- **TASK INSTRUCTIONS**
Give the data below again exactly as written, without its pictures.

- **SUPPLIED INFORMATION**
* * * * * * *
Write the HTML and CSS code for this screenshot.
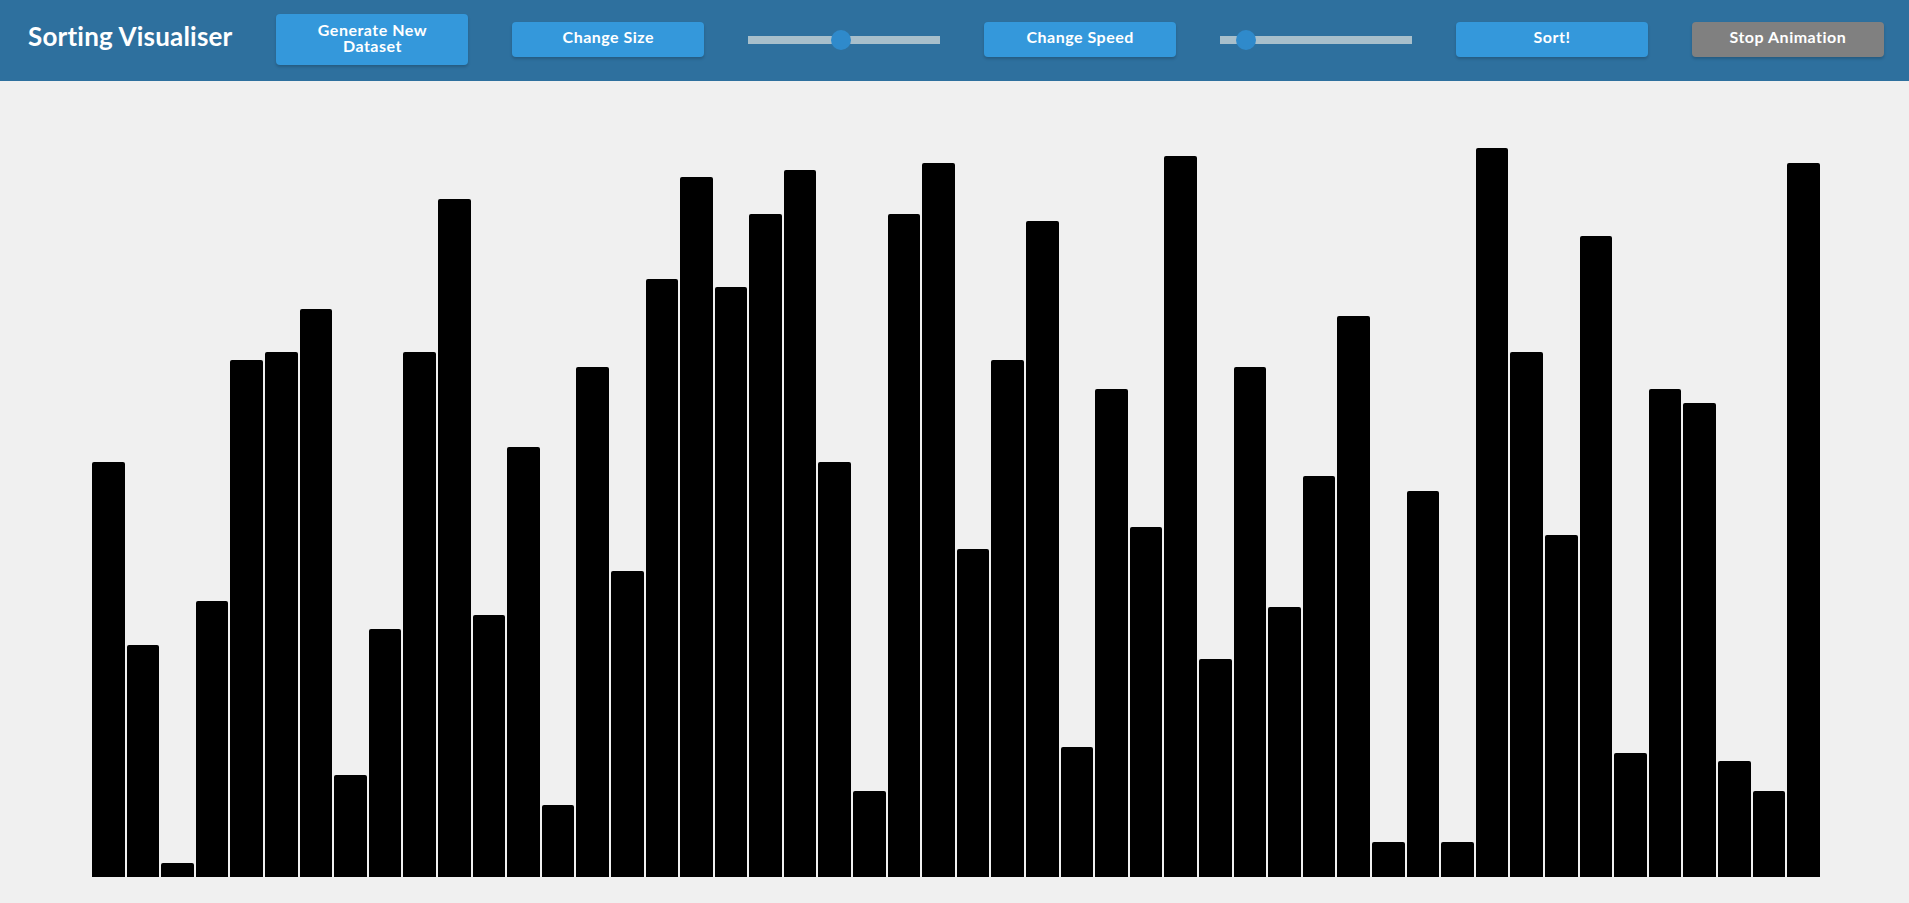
FILE: index.html
```html
<!DOCTYPE html>
<html>
<head>
  <meta charset="utf-8">
  <meta name="viewport" content="width=device-width">
  <title>Sorting Visualiser</title>
  <link rel="stylesheet" href="styles.css">
</head>
<body>
  <header class="toolbar">
    <h1 class="title">Sorting Visualiser</h1>
    <button class="btn btn-tall">Generate New<br>Dataset</button>
    <button class="btn">Change Size</button>
    <input class="slider" type="range" min="0" max="100" value="48">
    <button class="btn">Change Speed</button>
    <input class="slider" type="range" min="0" max="100" value="9">
    <button class="btn">Sort!</button>
    <button class="btn btn-stop">Stop Animation</button>
  </header>

  <main class="chart">
    <div class="bar" style="height:415px"></div>
    <div class="bar" style="height:232px"></div>
    <div class="bar" style="height:14px"></div>
    <div class="bar" style="height:276px"></div>
    <div class="bar" style="height:517px"></div>
    <div class="bar" style="height:525px"></div>
    <div class="bar" style="height:568px"></div>
    <div class="bar" style="height:102px"></div>
    <div class="bar" style="height:248px"></div>
    <div class="bar" style="height:525px"></div>
    <div class="bar" style="height:678px"></div>
    <div class="bar" style="height:262px"></div>
    <div class="bar" style="height:430px"></div>
    <div class="bar" style="height:72px"></div>
    <div class="bar" style="height:510px"></div>
    <div class="bar" style="height:306px"></div>
    <div class="bar" style="height:598px"></div>
    <div class="bar" style="height:700px"></div>
    <div class="bar" style="height:590px"></div>
    <div class="bar" style="height:663px"></div>
    <div class="bar" style="height:707px"></div>
    <div class="bar" style="height:415px"></div>
    <div class="bar" style="height:86px"></div>
    <div class="bar" style="height:663px"></div>
    <div class="bar" style="height:714px"></div>
    <div class="bar" style="height:328px"></div>
    <div class="bar" style="height:517px"></div>
    <div class="bar" style="height:656px"></div>
    <div class="bar" style="height:130px"></div>
    <div class="bar" style="height:488px"></div>
    <div class="bar" style="height:350px"></div>
    <div class="bar" style="height:721px"></div>
    <div class="bar" style="height:218px"></div>
    <div class="bar" style="height:510px"></div>
    <div class="bar" style="height:270px"></div>
    <div class="bar" style="height:401px"></div>
    <div class="bar" style="height:561px"></div>
    <div class="bar" style="height:35px"></div>
    <div class="bar" style="height:386px"></div>
    <div class="bar" style="height:35px"></div>
    <div class="bar" style="height:729px"></div>
    <div class="bar" style="height:525px"></div>
    <div class="bar" style="height:342px"></div>
    <div class="bar" style="height:641px"></div>
    <div class="bar" style="height:124px"></div>
    <div class="bar" style="height:488px"></div>
    <div class="bar" style="height:474px"></div>
    <div class="bar" style="height:116px"></div>
    <div class="bar" style="height:86px"></div>
    <div class="bar" style="height:714px"></div>
  </main>
</body>
</html>
```

FILE: styles.css
```css
* {
  box-sizing: border-box;
}
body {
  margin: 0;
  height: 903px;
  background: #f0f0f0;
  font-family: Lato, "Liberation Sans", sans-serif;
  display: flex;
  flex-direction: column;
  overflow: hidden;
}

/* top bar with the controls */
.toolbar {
  height: 81px;
  flex: none;
  background: #2e709e;
  display: flex;
  align-items: center;
  justify-content: space-between;
  padding: 0 25px 2px 28px;
}
.title {
  margin: 0 0 8px;
  color: #fff;
  font-size: 26px;
  font-weight: 700;
  letter-spacing: 0.2px;
}
.btn {
  width: 192px;
  padding: 7px 0 12px;
  border: none;
  border-radius: 4px;
  background: #3498db;
  color: #fff;
  font-family: inherit;
  font-size: 16px;
  font-weight: 700;
  line-height: 16px;
  letter-spacing: 0.5px;
  box-shadow: 0 2px 3px rgba(0, 0, 0, 0.18);
  cursor: pointer;
}
.btn-tall {
  padding: 8px 0 11px;
}
.btn-stop {
  background: #808080;
}

/* range inputs */
.slider {
  -webkit-appearance: none;
  appearance: none;
  width: 192px;
  height: 20px;
  margin: 0;
  background: transparent;
}
.slider::-webkit-slider-runnable-track {
  height: 8px;
  background: #a8bfcb;
}
.slider::-webkit-slider-thumb {
  -webkit-appearance: none;
  width: 20px;
  height: 20px;
  margin-top: -6px;
  border-radius: 50%;
  background: #2f8acb;
}

/* the array, one bar per value */
.chart {
  flex: 1;
  display: flex;
  align-items: flex-end;
  gap: 2px;
  padding: 0 89px 26px 92px;
}
.bar {
  flex: 1;
  background: #000;
  border-radius: 2px 2px 0 0;
}
```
* * * * * * *
- **THE COMPLETED TASK**
Write the HTML and CSS code for this screenshot.
FILE: index.html
```html
<!DOCTYPE html>
<html>
<head>
  <meta charset="utf-8">
  <meta name="viewport" content="width=device-width">
  <title>Sorting Visualiser</title>
  <link rel="stylesheet" href="styles.css">
</head>
<body>
  <header class="toolbar">
    <h1 class="title">Sorting Visualiser</h1>
    <button class="btn btn-tall">Generate New<br>Dataset</button>
    <button class="btn">Change Size</button>
    <input class="slider" type="range" min="0" max="100" value="48">
    <button class="btn">Change Speed</button>
    <input class="slider" type="range" min="0" max="100" value="9">
    <button class="btn">Sort!</button>
    <button class="btn btn-stop">Stop Animation</button>
  </header>

  <main class="chart">
    <div class="bar" style="height:415px"></div>
    <div class="bar" style="height:232px"></div>
    <div class="bar" style="height:14px"></div>
    <div class="bar" style="height:276px"></div>
    <div class="bar" style="height:517px"></div>
    <div class="bar" style="height:525px"></div>
    <div class="bar" style="height:568px"></div>
    <div class="bar" style="height:102px"></div>
    <div class="bar" style="height:248px"></div>
    <div class="bar" style="height:525px"></div>
    <div class="bar" style="height:678px"></div>
    <div class="bar" style="height:262px"></div>
    <div class="bar" style="height:430px"></div>
    <div class="bar" style="height:72px"></div>
    <div class="bar" style="height:510px"></div>
    <div class="bar" style="height:306px"></div>
    <div class="bar" style="height:598px"></div>
    <div class="bar" style="height:700px"></div>
    <div class="bar" style="height:590px"></div>
    <div class="bar" style="height:663px"></div>
    <div class="bar" style="height:707px"></div>
    <div class="bar" style="height:415px"></div>
    <div class="bar" style="height:86px"></div>
    <div class="bar" style="height:663px"></div>
    <div class="bar" style="height:714px"></div>
    <div class="bar" style="height:328px"></div>
    <div class="bar" style="height:517px"></div>
    <div class="bar" style="height:656px"></div>
    <div class="bar" style="height:130px"></div>
    <div class="bar" style="height:488px"></div>
    <div class="bar" style="height:350px"></div>
    <div class="bar" style="height:721px"></div>
    <div class="bar" style="height:218px"></div>
    <div class="bar" style="height:510px"></div>
    <div class="bar" style="height:270px"></div>
    <div class="bar" style="height:401px"></div>
    <div class="bar" style="height:561px"></div>
    <div class="bar" style="height:35px"></div>
    <div class="bar" style="height:386px"></div>
    <div class="bar" style="height:35px"></div>
    <div class="bar" style="height:729px"></div>
    <div class="bar" style="height:525px"></div>
    <div class="bar" style="height:342px"></div>
    <div class="bar" style="height:641px"></div>
    <div class="bar" style="height:124px"></div>
    <div class="bar" style="height:488px"></div>
    <div class="bar" style="height:474px"></div>
    <div class="bar" style="height:116px"></div>
    <div class="bar" style="height:86px"></div>
    <div class="bar" style="height:714px"></div>
  </main>
</body>
</html>
```

FILE: styles.css
```css
* {
  box-sizing: border-box;
}
body {
  margin: 0;
  height: 903px;
  background: #f0f0f0;
  font-family: Lato, "Liberation Sans", sans-serif;
  display: flex;
  flex-direction: column;
  overflow: hidden;
}

/* top bar with the controls */
.toolbar {
  height: 81px;
  flex: none;
  background: #2e709e;
  display: flex;
  align-items: center;
  justify-content: space-between;
  padding: 0 25px 2px 28px;
}
.title {
  margin: 0 0 8px;
  color: #fff;
  font-size: 26px;
  font-weight: 700;
  letter-spacing: 0.2px;
}
.btn {
  width: 192px;
  padding: 7px 0 12px;
  border: none;
  border-radius: 4px;
  background: #3498db;
  color: #fff;
  font-family: inherit;
  font-size: 16px;
  font-weight: 700;
  line-height: 16px;
  letter-spacing: 0.5px;
  box-shadow: 0 2px 3px rgba(0, 0, 0, 0.18);
  cursor: pointer;
}
.btn-tall {
  padding: 8px 0 11px;
}
.btn-stop {
  background: #808080;
}

/* range inputs */
.slider {
  -webkit-appearance: none;
  appearance: none;
  width: 192px;
  height: 20px;
  margin: 0;
  background: transparent;
}
.slider::-webkit-slider-runnable-track {
  height: 8px;
  background: #a8bfcb;
}
.slider::-webkit-slider-thumb {
  -webkit-appearance: none;
  width: 20px;
  height: 20px;
  margin-top: -6px;
  border-radius: 50%;
  background: #2f8acb;
}

/* the array, one bar per value */
.chart {
  flex: 1;
  display: flex;
  align-items: flex-end;
  gap: 2px;
  padding: 0 89px 26px 92px;
}
.bar {
  flex: 1;
  background: #000;
  border-radius: 2px 2px 0 0;
}
```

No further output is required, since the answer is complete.